Livan Hernandez  - Sometimes you have to remind yourself that Livan Hernandez is only 35. He's been getting by on accuracy and a veteran savvy well beyond his years. He won't ever leave anyone wondering if their radar gun is broken, nor will he ever be a Cy Young threat, but his ability to eat up innings is valuable. 

When you can count on someone to eat up innings consistently, it puts less pressure on those young bullpen arms to compensate for the starter's misgivings. No, Hernandez couldn't save Stephen Strasburg, but his consistent outings will help the Nationals avoid a similar fate with Tyler Clippard and Drew Storen.

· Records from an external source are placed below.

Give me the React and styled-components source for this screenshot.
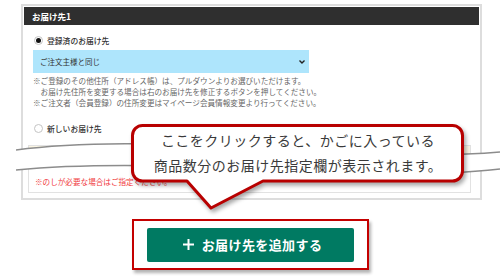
import React from "react";
import styled, { createGlobalStyle } from "styled-components";

const Global = createGlobalStyle`
  html, body {
    margin: 0;
    padding: 0;
    background: #fff;
  }
  body {
    font-family: "Noto Sans CJK JP", "Noto Sans", sans-serif;
  }
`;

const Page = styled.div`
  position: relative;
  width: 500px;
  height: 280px;
  overflow: hidden;
  padding-top: 4px;
  box-sizing: border-box;
`;

const Panel = styled.section`
  margin-left: 21px;
  width: 461px;
  box-sizing: border-box;
  border: 2px solid #dddddd;
  padding: 1px 1px 5px;
  background: #fff;
`;

const Header = styled.div`
  height: 18px;
  background: #2f2f2f;
  color: #fff;
  font-size: 8.5px;
  font-weight: 700;
  line-height: 18px;
  padding-left: 8px;
`;

const Body = styled.div`
  padding: 0 4px;
`;

const RadioRow = styled.label`
  display: flex;
  align-items: center;
  gap: 4px;
  height: 12px;
  margin-top: ${({ $top }) => $top}px;
  padding-left: 6px;
  font-size: 7.8px;
  font-weight: 500;
  color: #333;
`;

const Radio = styled.span`
  width: 9px;
  height: 9px;
  border-radius: 50%;
  box-sizing: border-box;
  border: 1px solid #c4c4c4;
  background: #fff;
  display: flex;
  align-items: center;
  justify-content: center;

  &::after {
    content: "";
    width: 5px;
    height: 5px;
    border-radius: 50%;
    background: ${({ $checked }) => ($checked ? "#111" : "transparent")};
  }
`;

const Select = styled.div`
  margin: 4px 0 0 5px;
  width: 276px;
  height: 23px;
  box-sizing: border-box;
  background: #aee5fc;
  display: flex;
  align-items: center;
  justify-content: space-between;
  padding: 0 4px 0 7px;
  font-size: 7.5px;
  color: #333;
`;

const Notes = styled.div`
  margin: 2px 0 0 5px;
  font-size: 7.6px;
  line-height: 11px;
  color: #666;
  white-space: nowrap;
`;

const NoshiBox = styled.div`
  margin: 11px 4px 0 0;
  height: 48px;
  box-sizing: border-box;
  border: 1px solid #e2e2e2;
  display: flex;
  flex-direction: column;
`;

const NoshiHead = styled.div`
  height: 10px;
  background: #faf5e3;
`;

const NoshiText = styled.div`
  padding: 20px 0 0 6px;
  font-size: 7.6px;
  color: #f0383c;
  white-space: nowrap;
`;

const ButtonRow = styled.div`
  margin-top: 19px;
  display: flex;
  justify-content: center;
`;

const Highlight = styled.div`
  margin-left: 1px;
  border: 2.5px solid #c40000;
  padding: 6.5px 13px;
  box-shadow: 2px 3px 3px rgba(0, 0, 0, 0.3);
`;

const AddButton = styled.button`
  width: 207px;
  height: 34px;
  border: 0;
  border-radius: 2px;
  background: #007a62;
  color: #fff;
  font-family: inherit;
  font-size: 13px;
  font-weight: 700;
  letter-spacing: 0.4px;
  display: flex;
  align-items: center;
  justify-content: center;
  gap: 8px;
  padding: 0 0 0 4px;
`;

const Tear = styled.svg`
  position: absolute;
  left: 16px;
  top: 138px;
`;

const Callout = styled.div`
  position: absolute;
  left: 131px;
  top: 124px;
  width: 334px;
  height: 88px;
`;

const Bubble = styled.svg`
  position: absolute;
  inset: 0;
  filter: drop-shadow(2px 3px 2px rgba(0, 0, 0, 0.35));
`;

const CalloutText = styled.p`
  position: relative;
  margin: 0;
  padding-top: 4px;
  text-align: center;
  font-size: 14px;
  line-height: 25px;
  letter-spacing: 0.5px;
  color: #3a3a3a;
  white-space: nowrap;
`;

const Chevron = () => (
  <svg width="6" height="4" viewBox="0 0 6 4">
    <path d="M0.5 0.5 L3 3 L5.5 0.5" fill="none" stroke="#222" strokeWidth="1.4" />
  </svg>
);

const PlusIcon = () => (
  <svg width="11" height="11" viewBox="0 0 11 11">
    <path d="M5.5 0 V11 M0 5.5 H11" stroke="#fff" strokeWidth="2" />
  </svg>
);

const line1 = "M0 12 C60 4, 150 4, 240 10 S420 20, 484 14";
const line2 = "M0 32 C60 26, 150 26, 240 32 S420 38, 484 31";

export default function App() {
  return (
    <Page>
      <Global />
      <Panel>
        <Header>お届け先1</Header>
        <Body>
          <RadioRow $top={9}>
            <Radio $checked />
            登録済のお届け先
          </RadioRow>
          <Select>
            ご注文主様と同じ
            <Chevron />
          </Select>
          <Notes>
            <div>※ご登録のその他住所（アドレス帳）は、プルダウンよりお選びいただけます。</div>
            <div>　お届け先住所を変更する場合は右のお届け先を修正するボタンを押してください。</div>
            <div>※ご注文者（会員登録）の住所変更はマイページ会員情報変更より行ってください。</div>
          </Notes>
          <RadioRow $top={14}>
            <Radio />
            新しいお届け先
          </RadioRow>
          <NoshiBox>
            <NoshiHead />
            <NoshiText>※のしが必要な場合はご指定ください。</NoshiText>
          </NoshiBox>
        </Body>
      </Panel>

      <ButtonRow>
        <Highlight>
          <AddButton>
            <PlusIcon />
            お届け先を追加する
          </AddButton>
        </Highlight>
      </ButtonRow>

      <Tear width="484" height="42" viewBox="0 0 484 42">
        <path
          d={`${line1} L484 31 C420 38, 330 30, 240 32 C150 26, 60 26, 0 32 Z`}
          fill="#fff"
        />
        <path d={line1} fill="none" stroke="#8c8c8c" strokeWidth="1.5" />
        <path d={line2} fill="none" stroke="#8c8c8c" strokeWidth="1.5" />
      </Tear>

      <Callout>
        <Bubble width="334" height="88" viewBox="0 0 334 88">
          <path
            d="M11.5 1.5 H321.5 A10 10 0 0 1 331.5 11.5 V47 A10 10 0 0 1 321.5 57 H132 L80 84 L56 57 H11.5 A10 10 0 0 1 1.5 47 V11.5 A10 10 0 0 1 11.5 1.5 Z"
            fill="#fff"
            stroke="#b80000"
            strokeWidth="3"
            strokeLinejoin="round"
          />
        </Bubble>
        <CalloutText>
          ここをクリックすると、かごに入っている
          <br />
          商品数分のお届け先指定欄が表示されます。
        </CalloutText>
      </Callout>
    </Page>
  );
}
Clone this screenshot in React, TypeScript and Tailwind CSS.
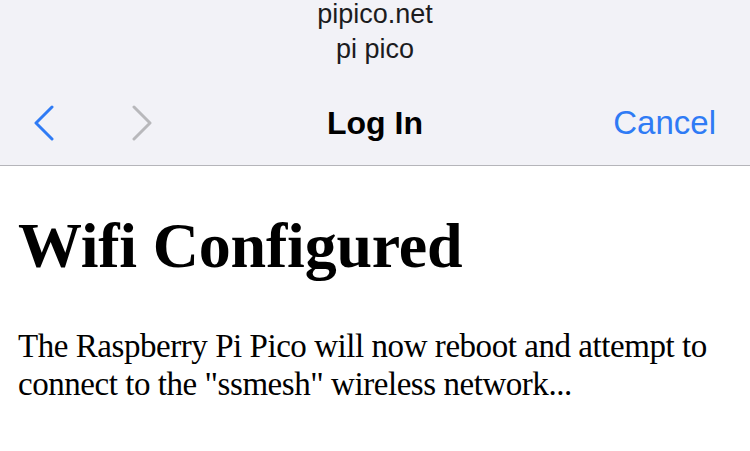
function ChevronLeft({ className }: { className?: string }) {
	return (
		<svg viewBox="0 0 22 36" className={className} fill="none" stroke="currentColor" strokeWidth={3} strokeLinecap="round" strokeLinejoin="round">
			<path d="M19 2 L3 18 L19 34" />
		</svg>
	);
}

function ChevronRight({ className }: { className?: string }) {
	return (
		<svg viewBox="0 0 22 36" className={className} fill="none" stroke="currentColor" strokeWidth={3} strokeLinecap="round" strokeLinejoin="round">
			<path d="M3 2 L19 18 L3 34" />
		</svg>
	);
}

export default function App() {
	return (
		<div className="w-[750px] h-[451px] overflow-hidden bg-white">
			<div className="h-[166px] bg-[#f2f2f7] border-b border-[#b5b5ba] flex flex-col font-['Liberation_Sans',Arial,sans-serif]">
				<div className="flex flex-col items-center text-[27px] leading-[35px] text-[#1c1c1e] -mt-[3px]">
					<span>pipico.net</span>
					<span>pi pico</span>
				</div>
				<div className="mt-[36px] flex items-center h-[40px] pl-[33px] pr-[34px] relative">
					<ChevronLeft className="w-[22px] h-[36px] text-[#2f7bf5]" />
					<ChevronRight className="w-[22px] h-[36px] text-[#b8b8bb] ml-[76px]" />
					<span className="absolute left-1/2 -translate-x-1/2 text-[32px] font-bold text-black">Log In</span>
					<span className="ml-auto text-[33px] text-[#2f7bf5]">Cancel</span>
				</div>
			</div>
			<div className="px-[18px] font-['Liberation_Serif','Times_New_Roman',serif] text-black">
				<h1 className="text-[64px] font-bold leading-none mt-[48px] tracking-[-0.2px]">Wifi Configured</h1>
				<p className="text-[33px] leading-[38px] mt-[49px] tracking-[-0.45px]">
					The Raspberry Pi Pico will now reboot and attempt to connect to the "ssmesh" wireless network...
				</p>
			</div>
		</div>
	);
}
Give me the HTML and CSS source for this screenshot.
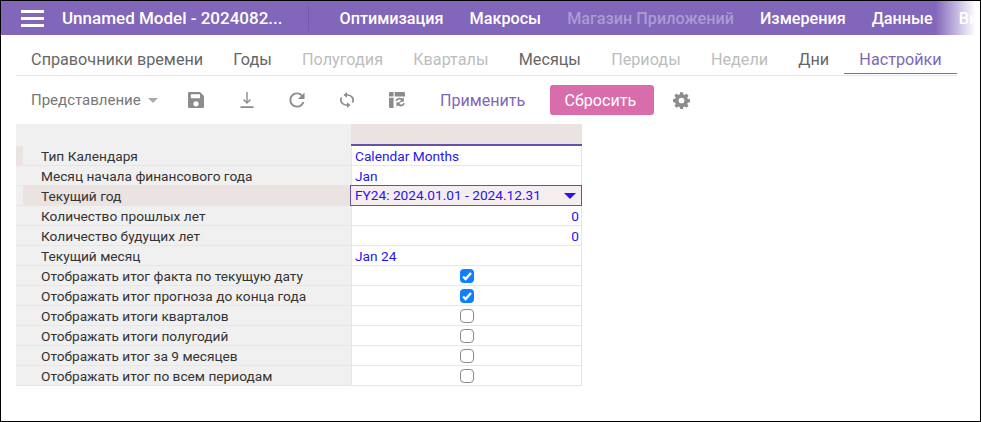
FILE: index.html
```html
<!DOCTYPE html>
<html lang="en">
<head>
    <meta charset="utf-8">
    <title>Unnamed Model</title>
    <link rel="stylesheet" href="styles.css">
</head>
<body>
    <header class="topbar">
        <button class="burger" aria-label="Меню"><span></span><span></span><span></span></button>
        <div class="model-name">Unnamed Model - 2024082...</div>
        <div class="top-sep"></div>
        <nav class="top-menu">
            <a>Оптимизация</a>
            <a>Макросы</a>
            <a class="off">Магазин Приложений</a>
            <a>Измерения</a>
            <a>Данные</a>
            <a>Вид</a>
        </nav>
        <div class="top-fade"></div>
    </header>

    <nav class="tabs">
        <a>Справочники времени</a>
        <a>Годы</a>
        <a class="off">Полугодия</a>
        <a class="off">Кварталы</a>
        <a>Месяцы</a>
        <a class="off">Периоды</a>
        <a class="off">Недели</a>
        <a>Дни</a>
        <a class="active">Настройки</a>
    </nav>

    <div class="toolbar">
        <div class="view-select">Представление <span class="caret"></span></div>
        <svg class="tool" viewBox="1 1 14 14"><path d="M2 1h9.500L15 4.500V14a1 1 0 0 1-1 1H2a1 1 0 0 1-1-1V2a1 1 0 0 1 1-1zM3.500 3v3.500h8V3zM8 9a2.300 2.300 0 1 0 0 4.600A2.300 2.300 0 0 0 8 9z" fill-rule="evenodd"/></svg>
        <svg class="tool" viewBox="0 0 16 16"><path d="M7.300 0h1.400v9.300l2.300-2.300 1 1L8 12 4 8l1-1 2.300 2.300zM1.500 14.300h13V16h-13z"/></svg>
        <svg class="tool" viewBox="3.500 3.500 17 17"><path d="M17.650 6.350C16.200 4.900 14.210 4 12 4c-4.420 0-7.990 3.580-7.990 8s3.570 8 7.990 8c3.730 0 6.840-2.550 7.730-6h-2.080c-.82 2.330-3.040 4-5.650 4-3.310 0-6-2.690-6-6s2.690-6 6-6c1.660 0 3.140.69 4.220 1.780L13 11h7V4l-2.350 2.350z"/></svg>
        <svg class="tool" viewBox="3 1 18 22" preserveAspectRatio="none"><path d="M12 4V1L8 5l4 4V6c3.310 0 6 2.690 6 6 0 1.010-.25 1.970-.7 2.800l1.460 1.460C19.540 15.030 20 13.570 20 12c0-4.420-3.580-8-8-8zm0 14c-3.310 0-6-2.690-6-6 0-1.010.25-1.970.7-2.800L5.240 7.740C4.460 8.970 4 10.430 4 12c0 4.420 3.580 8 8 8v3l4-4-4-4v3z"/></svg>
        <svg class="tool" viewBox="1 1 14 14"><path d="M1 6h4v9H2a1 1 0 0 1-1-1zM1 5V2a1 1 0 0 1 1-1h3v4zM6 1h8a1 1 0 0 1 1 1v3H6z"/><path d="M6.500 8.500C7.500 6 10.500 5.300 12.700 6.700L14 5.500V9.500H10L11.500 8C10 7.200 8.600 7.600 8 9zM15 11C14 13.500 11 14.300 8.800 12.900L7.500 14V10H11.500L10 11.500C11.500 12.300 13 12 13.500 10.600z"/></svg>
        <button class="btn-apply">Применить</button>
        <button class="btn-reset">Сбросить</button>
        <svg class="tool gear" viewBox="-0.300 -0.300 16.600 16.600"><path d="M6.600 0h2.800l.4 2.200 1.200.5L12.900 1.400l2 2-1.300 1.900.5 1.200 2.200.4v2.800l-2.200.4-.5 1.200 1.300 1.900-2 2-1.900-1.300-1.200.5-.4 2.200H6.600l-.4-2.200-1.200-.5-1.900 1.300-2-2 1.300-1.900-.5-1.200L-.3 9.400V6.600l2.200-.4.500-1.200L1.100 3.100l2-2L5 2.700l1.200-.5zM8 5.200a2.800 2.800 0 1 0 0 5.600 2.800 2.800 0 0 0 0-5.600z" fill-rule="evenodd"/></svg>
    </div>

    <div class="grid">
        <div class="grid-head">
            <div class="head-left"></div>
            <div class="head-right"></div>
        </div>
        <div class="row mark"><div class="label">Тип Календаря</div><div class="cell link">Calendar Months</div></div>
        <div class="row"><div class="label">Месяц начала финансового года</div><div class="cell link">Jan</div></div>
        <div class="row current"><div class="label">Текущий год</div><div class="cell link picked">FY24: 2024.01.01 - 2024.12.31<span class="pick-caret"></span></div></div>
        <div class="row"><div class="label">Количество прошлых лет</div><div class="cell link num">0</div></div>
        <div class="row"><div class="label">Количество будущих лет</div><div class="cell link num">0</div></div>
        <div class="row"><div class="label">Текущий месяц</div><div class="cell link">Jan 24</div></div>
        <div class="row"><div class="label">Отображать итог факта по текущую дату</div><div class="cell check"><span class="box on"><svg viewBox="0 0 14 14"><path d="M3 7.500l2.600 2.600L11 4" fill="none" stroke="#fff" stroke-width="2.400"/></svg></span></div></div>
        <div class="row"><div class="label">Отображать итог прогноза до конца года</div><div class="cell check"><span class="box on"><svg viewBox="0 0 14 14"><path d="M3 7.500l2.600 2.600L11 4" fill="none" stroke="#fff" stroke-width="2.400"/></svg></span></div></div>
        <div class="row"><div class="label">Отображать итоги кварталов</div><div class="cell check"><span class="box"></span></div></div>
        <div class="row"><div class="label">Отображать итоги полугодий</div><div class="cell check"><span class="box"></span></div></div>
        <div class="row"><div class="label">Отображать итог за 9 месяцев</div><div class="cell check"><span class="box"></span></div></div>
        <div class="row"><div class="label">Отображать итог по всем периодам</div><div class="cell check"><span class="box"></span></div></div>
    </div>
</body>
</html>
```

FILE: styles.css
```css
body {
    margin: 0;
    box-sizing: border-box;
    height: 422px;
    overflow: hidden;
    border: 1px solid #000;
    background-color: #fff;
    font-family: Roboto, "Liberation Sans", sans-serif;
    color: #333;
}
.topbar {
    position: relative;
    display: flex;
    align-items: center;
    height: 34px;
    background-color: #8166ba;
    overflow: hidden;
    color: #fff;
}
.burger {
    display: flex;
    flex: none;
    flex-direction: column;
    justify-content: space-between;
    width: 23px;
    height: 17px;
    margin-left: 20px;
    padding: 0;
    border: none;
    background: none;
}
.burger span {
    height: 3px;
    background-color: #fff;
}
.model-name {
    flex: none;
    margin-left: 18px;
    font-size: 17px;
    font-weight: 500;
    white-space: nowrap;
}
.top-sep {
    flex: none;
    width: 1px;
    height: 25px;
    margin-left: 25px;
    background-color: #7459ab;
}
.top-menu {
    display: flex;
    flex: none;
    gap: 26px;
    margin-left: 31px;
    font-size: 16.2px;
    font-weight: 500;
    white-space: nowrap;
}
.top-menu .off {
    color: #ab9bd4;
}
.top-fade {
    position: absolute;
    right: 0;
    top: 0;
    width: 45px;
    height: 34px;
    background: linear-gradient(to right, rgba(255, 255, 255, 0), #fff 90%);
}
.tabs {
    display: flex;
    height: 40px;
    margin-left: 15px;
    margin-right: 23px;
    border-bottom: 1px solid #e6e6e6;
    font-size: 16.2px;
    white-space: nowrap;
}
.tabs a {
    padding: 15px 15.1px 0;
    color: #666;
}
.tabs .off {
    color: #bdbdbd;
}
.tabs .active {
    color: #8166ba;
    height: 23px;
    border-bottom: 1px solid #8166ba;
}
.toolbar {
    display: flex;
    align-items: center;
    height: 48px;
    margin-left: 30px;
}
.view-select {
    display: flex;
    align-items: center;
    width: 157px;
    font-size: 15px;
    color: #777;
}
.caret {
    margin-left: 7px;
    border-left: 5px solid transparent;
    border-right: 5px solid transparent;
    border-top: 5px solid #aaa;
}
.tool {
    width: 16px;
    height: 16px;
    margin-right: 34px;
    fill: #8c8c8c;
}
.view-select + .tool {
    margin-right: 35px;
}
.btn-apply {
    margin-left: 1px;
    padding: 0;
    border: none;
    background: none;
    font-family: inherit;
    font-size: 16.1px;
    color: #8166ba;
}
.btn-reset {
    width: 104px;
    height: 30px;
    margin-left: 25px;
    padding: 0 4px 0 0;
    border: none;
    border-radius: 3px;
    background-color: #d96dab;
    font-family: inherit;
    font-size: 16.1px;
    color: #fff;
}
.gear {
    margin-left: 19px;
    margin-right: 0;
    width: 17px;
    height: 17px;
}
.grid {
    width: 566px;
    margin-left: 15px;
    font-size: 13.7px;
    color: #333;
}
.grid-head {
    display: flex;
    height: 22px;
}
.head-left {
    width: 335px;
    background-color: #f0f0f0;
}
.head-right {
    flex: 1;
    background-color: #ebe2e2;
    border-bottom: 2px solid #6750a8;
}
.row {
    display: flex;
    height: 20px;
    box-sizing: border-box;
    border-bottom: 1px solid #e6e6e6;
}
.label {
    width: 335px;
    box-sizing: border-box;
    padding-left: 25px;
    line-height: 20px;
    background-color: #f0f0f0;
    white-space: nowrap;
}
.mark .label {
    background: linear-gradient(to right, #ebe2e2 7px, #f0f0f0 7px);
}
.current .label {
    background: linear-gradient(to right, #f0f0f0 7px, #ebe2e2 7px);
}
.cell {
    flex: 1;
    box-sizing: border-box;
    padding: 0 3px;
    line-height: 20px;
    border-left: 1px solid #e6e6e6;
    border-right: 1px solid #e6e6e6;
}
.link {
    color: #2a14f0;
}
.num {
    text-align: right;
    padding-right: 2px;
}
.picked {
    position: relative;
    height: 21px;
    margin: -1px 0 0 -1px;
    padding-left: 4px;
    border: 1px solid #6750a8;
    background-color: #f6eeee;
    line-height: 19px;
}
.pick-caret {
    position: absolute;
    right: 5px;
    top: 7px;
    border-left: 6px solid transparent;
    border-right: 6px solid transparent;
    border-top: 6px solid #2a14f0;
}
.check {
    display: flex;
    align-items: center;
    justify-content: center;
}
.box {
    display: block;
    width: 14px;
    height: 14px;
    box-sizing: border-box;
    border: 1.5px solid #8a8a8a;
    border-radius: 4px;
    background-color: #fff;
}
.box.on {
    border: none;
    background-color: #0d7fff;
}
.box svg {
    display: block;
    width: 14px;
    height: 14px;
}
```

Vinny Castilla - The first National to homer at RFK Stadium, Vinny Castilla was a key cog in the Nationals' flirtation with playoff contention in the first half of the 2005 season. A nagging knee injury kept the 37 year old from finishing the season the way he would have liked, but even still, I like to think he made an impact during his final days as a National, mentoring some young up-and-comer by the name of Ryan Zimmerman.

Hector Carrasco - Like Hernandez and Castilla, Hector Carrasco enjoyed unusual success in the Nationals' first year in Washington. He posted career highs in almost every category at the age of 35. What's especially remarkable about Carrasco's late career renaissance is that he was out of the league just a year before. After a dismal 2003 campaign with the Orioles, Carrasco had to go to Japan to before he got another chance with the Nationals.


Jaime Moreno - No, the MLS' all-time leading goal scorer isn't the player he once was, and won't be coming back next season, but give the man some credit for keeping up at his advanced age. I can only hope that I'll still be able to run around with guys in their early twenties for 90 minutes when I'm 36.